:: OBJECTIVE ::
Tally up how many lines in the listing below contain the string "document", and give only the total.

Records with interface code
Start
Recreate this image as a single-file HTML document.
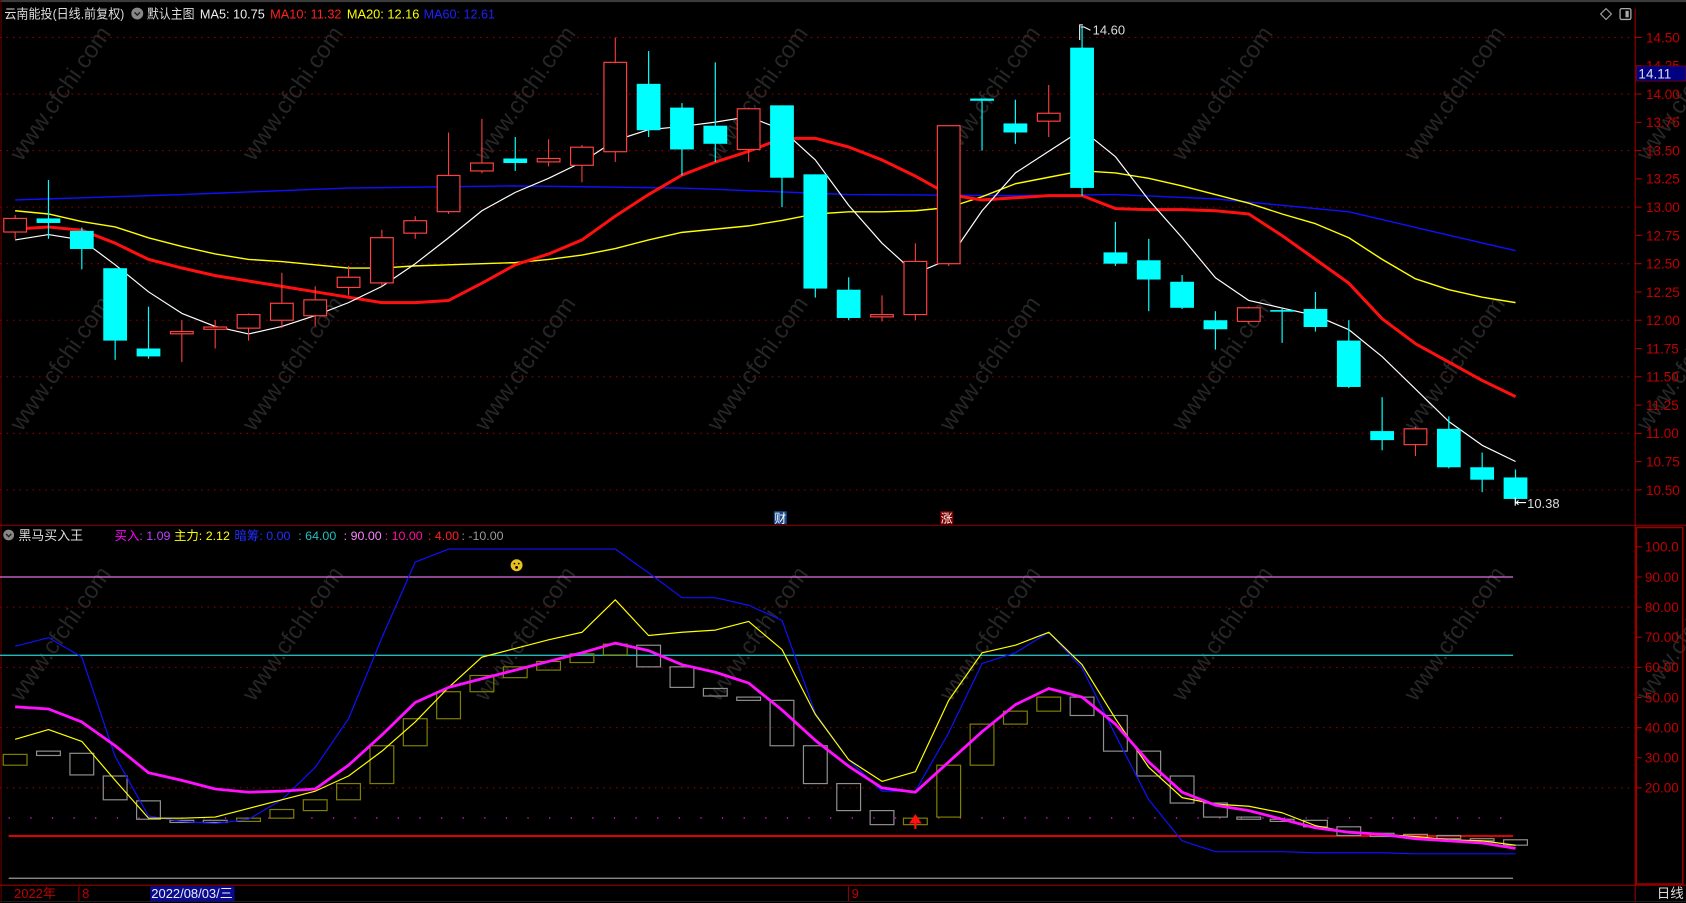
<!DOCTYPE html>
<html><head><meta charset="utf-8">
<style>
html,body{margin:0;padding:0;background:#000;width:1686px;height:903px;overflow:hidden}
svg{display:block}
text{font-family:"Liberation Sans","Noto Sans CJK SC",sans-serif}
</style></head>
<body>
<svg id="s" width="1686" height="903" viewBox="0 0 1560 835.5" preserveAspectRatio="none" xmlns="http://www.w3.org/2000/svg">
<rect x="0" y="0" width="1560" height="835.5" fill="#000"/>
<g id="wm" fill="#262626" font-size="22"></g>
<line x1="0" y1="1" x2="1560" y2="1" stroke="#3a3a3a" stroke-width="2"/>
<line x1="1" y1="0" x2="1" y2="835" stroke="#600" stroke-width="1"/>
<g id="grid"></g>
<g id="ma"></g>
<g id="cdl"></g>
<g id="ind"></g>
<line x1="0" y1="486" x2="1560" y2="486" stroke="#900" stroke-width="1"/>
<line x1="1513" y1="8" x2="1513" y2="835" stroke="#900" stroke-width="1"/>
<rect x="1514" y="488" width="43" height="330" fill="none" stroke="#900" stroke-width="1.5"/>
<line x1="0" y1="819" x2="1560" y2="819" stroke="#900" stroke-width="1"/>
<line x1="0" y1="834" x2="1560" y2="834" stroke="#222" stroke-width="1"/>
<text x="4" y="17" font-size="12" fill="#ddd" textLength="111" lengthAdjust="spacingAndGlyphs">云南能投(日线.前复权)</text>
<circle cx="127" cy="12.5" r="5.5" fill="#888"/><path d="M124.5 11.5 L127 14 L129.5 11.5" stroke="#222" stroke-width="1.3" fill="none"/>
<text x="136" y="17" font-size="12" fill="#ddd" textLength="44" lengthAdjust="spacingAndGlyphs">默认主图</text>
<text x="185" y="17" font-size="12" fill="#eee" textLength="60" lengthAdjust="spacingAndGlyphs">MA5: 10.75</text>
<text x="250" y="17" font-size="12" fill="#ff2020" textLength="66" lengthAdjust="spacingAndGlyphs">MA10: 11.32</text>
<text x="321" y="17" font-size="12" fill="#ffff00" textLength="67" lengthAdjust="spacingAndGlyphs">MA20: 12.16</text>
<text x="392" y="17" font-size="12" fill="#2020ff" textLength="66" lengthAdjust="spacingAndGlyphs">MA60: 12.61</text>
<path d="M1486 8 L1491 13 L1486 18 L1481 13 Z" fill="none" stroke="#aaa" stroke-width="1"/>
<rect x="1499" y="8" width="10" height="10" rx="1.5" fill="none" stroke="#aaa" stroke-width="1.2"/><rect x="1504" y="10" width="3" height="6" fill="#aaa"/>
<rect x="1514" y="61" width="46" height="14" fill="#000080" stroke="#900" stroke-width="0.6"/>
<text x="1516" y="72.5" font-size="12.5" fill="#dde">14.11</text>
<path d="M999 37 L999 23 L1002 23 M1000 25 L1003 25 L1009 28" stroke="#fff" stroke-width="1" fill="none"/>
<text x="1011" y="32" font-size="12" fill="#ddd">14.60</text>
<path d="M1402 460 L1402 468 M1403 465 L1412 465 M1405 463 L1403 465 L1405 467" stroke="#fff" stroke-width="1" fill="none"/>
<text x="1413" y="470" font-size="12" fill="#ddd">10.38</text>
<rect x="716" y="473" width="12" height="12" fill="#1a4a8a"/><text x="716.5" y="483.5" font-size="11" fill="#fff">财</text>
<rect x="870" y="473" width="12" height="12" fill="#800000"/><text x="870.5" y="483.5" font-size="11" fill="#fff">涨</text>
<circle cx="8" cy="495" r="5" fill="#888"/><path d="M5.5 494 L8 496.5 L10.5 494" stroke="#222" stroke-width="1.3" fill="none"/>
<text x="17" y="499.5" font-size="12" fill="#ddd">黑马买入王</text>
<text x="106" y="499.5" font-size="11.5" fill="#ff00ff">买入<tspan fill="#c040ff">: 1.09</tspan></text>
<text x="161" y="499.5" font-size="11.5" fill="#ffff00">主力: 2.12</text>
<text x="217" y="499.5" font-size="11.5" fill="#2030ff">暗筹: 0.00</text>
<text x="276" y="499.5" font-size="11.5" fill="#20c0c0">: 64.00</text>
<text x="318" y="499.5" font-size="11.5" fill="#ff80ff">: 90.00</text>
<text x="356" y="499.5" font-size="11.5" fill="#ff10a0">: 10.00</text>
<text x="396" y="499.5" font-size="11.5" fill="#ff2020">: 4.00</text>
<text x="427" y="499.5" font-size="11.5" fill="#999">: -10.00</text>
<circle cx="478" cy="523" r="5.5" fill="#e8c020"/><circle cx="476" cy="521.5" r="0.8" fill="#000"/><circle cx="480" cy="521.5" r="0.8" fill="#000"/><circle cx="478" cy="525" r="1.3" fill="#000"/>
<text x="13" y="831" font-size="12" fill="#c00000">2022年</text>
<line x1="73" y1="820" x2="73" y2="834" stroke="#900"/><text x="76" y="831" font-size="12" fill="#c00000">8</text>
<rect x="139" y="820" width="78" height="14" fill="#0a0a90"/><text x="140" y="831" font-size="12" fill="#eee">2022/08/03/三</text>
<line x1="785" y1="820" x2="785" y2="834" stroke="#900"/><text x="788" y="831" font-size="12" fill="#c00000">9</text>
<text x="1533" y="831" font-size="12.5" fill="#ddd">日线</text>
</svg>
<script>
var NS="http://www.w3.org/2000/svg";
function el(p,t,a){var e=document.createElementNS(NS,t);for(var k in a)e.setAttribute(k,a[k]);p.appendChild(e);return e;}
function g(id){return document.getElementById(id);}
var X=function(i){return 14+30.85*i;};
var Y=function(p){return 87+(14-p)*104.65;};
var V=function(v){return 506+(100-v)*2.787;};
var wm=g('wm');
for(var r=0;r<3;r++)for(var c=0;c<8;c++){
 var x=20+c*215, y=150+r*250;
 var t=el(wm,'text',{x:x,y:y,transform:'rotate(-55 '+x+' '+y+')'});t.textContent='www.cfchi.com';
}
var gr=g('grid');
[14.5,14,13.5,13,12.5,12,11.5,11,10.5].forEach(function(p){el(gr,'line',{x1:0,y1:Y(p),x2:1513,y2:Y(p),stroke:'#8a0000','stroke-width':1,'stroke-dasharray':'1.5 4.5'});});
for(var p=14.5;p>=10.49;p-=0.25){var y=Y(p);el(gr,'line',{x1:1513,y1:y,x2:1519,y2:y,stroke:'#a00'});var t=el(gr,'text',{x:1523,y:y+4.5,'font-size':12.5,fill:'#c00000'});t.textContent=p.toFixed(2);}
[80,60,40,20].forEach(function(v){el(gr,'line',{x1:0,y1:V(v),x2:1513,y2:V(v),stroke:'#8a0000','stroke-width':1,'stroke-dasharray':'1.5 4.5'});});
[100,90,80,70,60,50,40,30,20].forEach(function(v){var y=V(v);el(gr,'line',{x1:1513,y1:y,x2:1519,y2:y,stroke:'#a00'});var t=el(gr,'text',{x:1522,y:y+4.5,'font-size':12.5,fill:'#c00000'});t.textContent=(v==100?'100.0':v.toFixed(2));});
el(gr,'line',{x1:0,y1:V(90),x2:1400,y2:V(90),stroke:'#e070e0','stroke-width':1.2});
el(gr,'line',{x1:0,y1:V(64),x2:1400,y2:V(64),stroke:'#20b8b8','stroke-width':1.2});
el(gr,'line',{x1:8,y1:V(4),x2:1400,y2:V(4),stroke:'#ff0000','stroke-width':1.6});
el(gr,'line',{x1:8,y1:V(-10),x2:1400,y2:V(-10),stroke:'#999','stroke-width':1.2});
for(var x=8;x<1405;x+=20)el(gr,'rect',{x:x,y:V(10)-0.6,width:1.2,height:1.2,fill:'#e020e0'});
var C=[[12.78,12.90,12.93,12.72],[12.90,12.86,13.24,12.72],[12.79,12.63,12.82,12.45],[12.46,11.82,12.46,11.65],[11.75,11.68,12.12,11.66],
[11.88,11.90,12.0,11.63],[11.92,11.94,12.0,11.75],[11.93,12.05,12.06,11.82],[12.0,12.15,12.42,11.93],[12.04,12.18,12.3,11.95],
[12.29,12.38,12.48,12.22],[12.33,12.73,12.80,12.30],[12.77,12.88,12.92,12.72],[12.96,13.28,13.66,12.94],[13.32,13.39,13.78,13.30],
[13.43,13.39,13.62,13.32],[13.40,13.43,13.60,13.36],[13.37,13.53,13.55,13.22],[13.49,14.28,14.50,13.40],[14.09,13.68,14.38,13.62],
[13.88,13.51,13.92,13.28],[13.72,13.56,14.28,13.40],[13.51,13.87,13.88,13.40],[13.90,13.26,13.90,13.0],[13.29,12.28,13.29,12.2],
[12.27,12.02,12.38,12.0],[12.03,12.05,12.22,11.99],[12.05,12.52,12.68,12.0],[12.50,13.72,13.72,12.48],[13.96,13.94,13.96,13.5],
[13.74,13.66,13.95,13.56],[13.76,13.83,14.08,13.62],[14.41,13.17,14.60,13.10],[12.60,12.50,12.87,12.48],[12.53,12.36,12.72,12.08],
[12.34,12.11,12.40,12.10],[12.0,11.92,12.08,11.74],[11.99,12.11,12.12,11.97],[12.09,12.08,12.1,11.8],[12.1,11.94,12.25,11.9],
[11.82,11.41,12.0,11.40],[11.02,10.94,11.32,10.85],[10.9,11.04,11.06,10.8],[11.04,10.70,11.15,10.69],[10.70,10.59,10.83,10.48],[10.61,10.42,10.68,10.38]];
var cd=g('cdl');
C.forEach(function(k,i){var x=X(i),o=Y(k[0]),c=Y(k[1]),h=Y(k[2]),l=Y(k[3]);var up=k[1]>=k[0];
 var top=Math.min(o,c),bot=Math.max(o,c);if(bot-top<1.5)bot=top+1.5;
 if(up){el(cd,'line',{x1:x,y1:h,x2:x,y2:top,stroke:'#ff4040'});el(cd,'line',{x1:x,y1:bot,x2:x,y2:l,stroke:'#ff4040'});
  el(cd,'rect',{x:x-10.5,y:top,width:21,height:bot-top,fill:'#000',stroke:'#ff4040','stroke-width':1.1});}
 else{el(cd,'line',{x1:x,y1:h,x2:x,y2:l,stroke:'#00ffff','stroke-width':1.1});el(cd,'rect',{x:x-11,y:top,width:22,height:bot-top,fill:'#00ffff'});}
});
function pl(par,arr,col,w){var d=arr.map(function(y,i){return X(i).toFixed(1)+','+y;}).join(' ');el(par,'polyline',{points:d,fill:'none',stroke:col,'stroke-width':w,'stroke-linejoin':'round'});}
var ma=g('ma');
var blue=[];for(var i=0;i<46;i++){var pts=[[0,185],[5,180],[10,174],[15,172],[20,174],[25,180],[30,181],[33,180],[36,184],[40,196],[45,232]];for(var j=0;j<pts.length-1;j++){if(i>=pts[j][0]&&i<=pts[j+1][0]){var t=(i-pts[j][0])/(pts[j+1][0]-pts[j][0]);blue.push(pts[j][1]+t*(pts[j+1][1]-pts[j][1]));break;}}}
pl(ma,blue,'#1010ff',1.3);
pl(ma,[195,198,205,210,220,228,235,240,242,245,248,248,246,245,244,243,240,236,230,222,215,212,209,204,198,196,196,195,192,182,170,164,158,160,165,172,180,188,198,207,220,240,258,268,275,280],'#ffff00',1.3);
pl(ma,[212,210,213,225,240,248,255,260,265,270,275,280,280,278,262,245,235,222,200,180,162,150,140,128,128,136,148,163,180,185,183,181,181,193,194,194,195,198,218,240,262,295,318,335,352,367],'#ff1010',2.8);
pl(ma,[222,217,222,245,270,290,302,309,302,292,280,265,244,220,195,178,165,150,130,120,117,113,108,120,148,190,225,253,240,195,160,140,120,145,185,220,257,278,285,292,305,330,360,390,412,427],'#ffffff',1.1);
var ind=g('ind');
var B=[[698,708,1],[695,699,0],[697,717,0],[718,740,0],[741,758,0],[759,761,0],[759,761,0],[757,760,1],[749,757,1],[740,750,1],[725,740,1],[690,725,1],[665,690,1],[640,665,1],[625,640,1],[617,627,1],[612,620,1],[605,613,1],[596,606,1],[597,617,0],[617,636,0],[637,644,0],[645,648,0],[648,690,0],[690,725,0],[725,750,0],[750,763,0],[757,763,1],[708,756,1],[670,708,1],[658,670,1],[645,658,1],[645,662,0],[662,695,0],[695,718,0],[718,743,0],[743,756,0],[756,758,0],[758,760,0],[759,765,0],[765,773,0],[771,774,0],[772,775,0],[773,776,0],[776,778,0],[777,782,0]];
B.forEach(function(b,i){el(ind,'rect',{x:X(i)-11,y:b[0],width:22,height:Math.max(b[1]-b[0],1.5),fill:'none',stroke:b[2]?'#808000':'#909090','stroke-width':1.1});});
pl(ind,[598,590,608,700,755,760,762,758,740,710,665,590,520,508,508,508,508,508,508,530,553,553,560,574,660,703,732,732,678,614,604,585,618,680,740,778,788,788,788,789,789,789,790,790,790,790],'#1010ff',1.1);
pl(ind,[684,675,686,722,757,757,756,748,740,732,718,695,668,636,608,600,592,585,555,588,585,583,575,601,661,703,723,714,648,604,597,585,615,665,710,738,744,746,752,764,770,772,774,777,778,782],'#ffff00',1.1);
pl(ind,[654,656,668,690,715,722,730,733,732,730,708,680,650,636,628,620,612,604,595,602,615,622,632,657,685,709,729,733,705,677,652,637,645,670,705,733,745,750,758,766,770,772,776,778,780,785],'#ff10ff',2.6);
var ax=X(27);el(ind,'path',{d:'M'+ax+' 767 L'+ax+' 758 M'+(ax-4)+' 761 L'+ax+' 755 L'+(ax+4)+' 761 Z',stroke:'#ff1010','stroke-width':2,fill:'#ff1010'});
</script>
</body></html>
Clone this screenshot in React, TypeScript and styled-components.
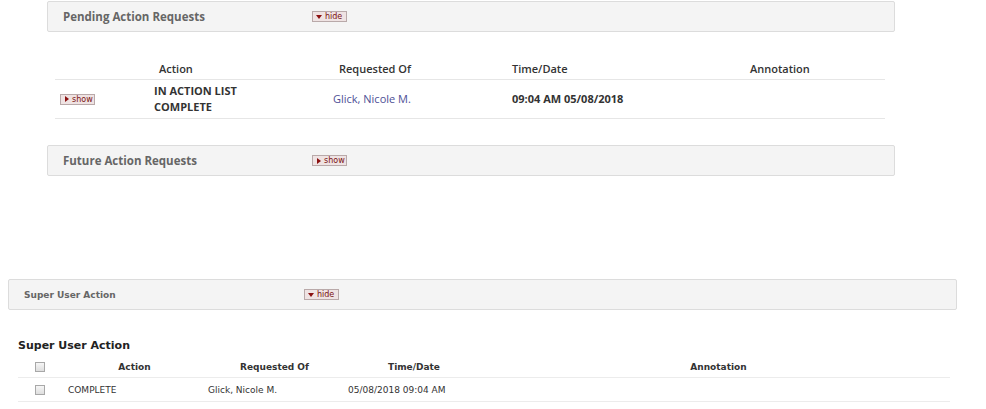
End
:: RESULT ::
3